A "class" in Ada denotes a family of types.
For tagged types, the type T'Class denotes the type T and all its
descendents.
So if I have this hierarchy:
type T is tagged private;
type U is new T with private;
type W is new U with private;
type V is new T with private;
An object of "class-wide" type T'Class can be any of the "specific" types T,
U, V, or W.
An object of class-wide type U'Class can be any of the specific types U
or W.
This distinction is nice, because it allows you to see explicitly when
you have a specific type (T), or a type and any of its descents
(T'Class). It makes it obvious that procedures like:
procedure Print (Stack : in Stack_Type'Class);
are intended to work for Stack_Type and any type that derives from
Stack_Type.
Print is not a primitive operation of type Stack_Type, and therefore
doesn't get inherited during derivations from Stack_Type.
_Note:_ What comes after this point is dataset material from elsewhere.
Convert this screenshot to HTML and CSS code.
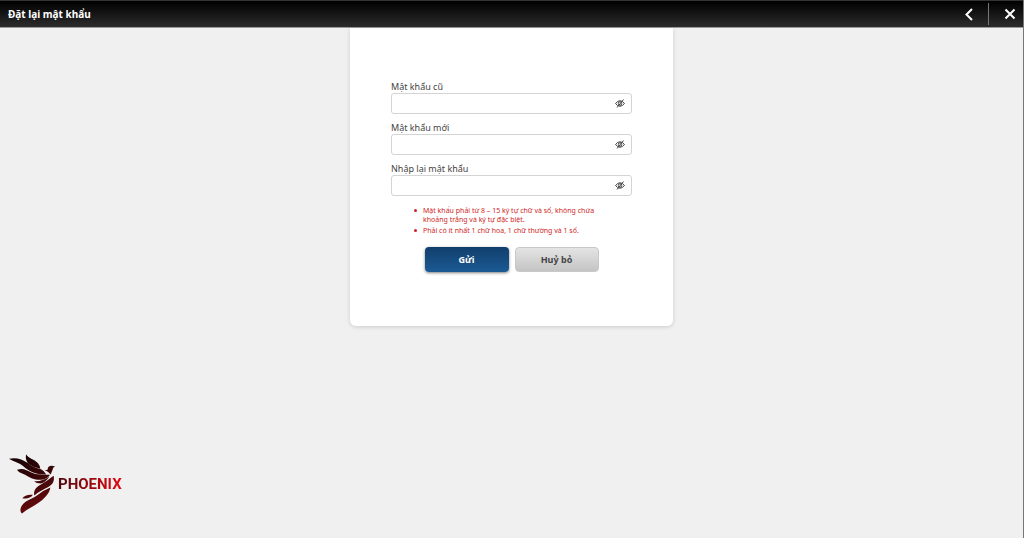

There is one
and only one Print operation, and it works for any kind of stack (that
is, those that derive from stack, i.e. in Stack_Type'Class).
But if I see this:
function Is_Full (Stack : in Bounded_Stack) return Boolean;
then I know that Is_Full is only intended to take an object of
(specific) type Bounded_Stack. A stack that derives from Bounded_Stack
would indeed inherit operation Is_Full.
T'Class is a "class-wide" type, which denotes a family of "specific"
types: type T, and any type that derives from T.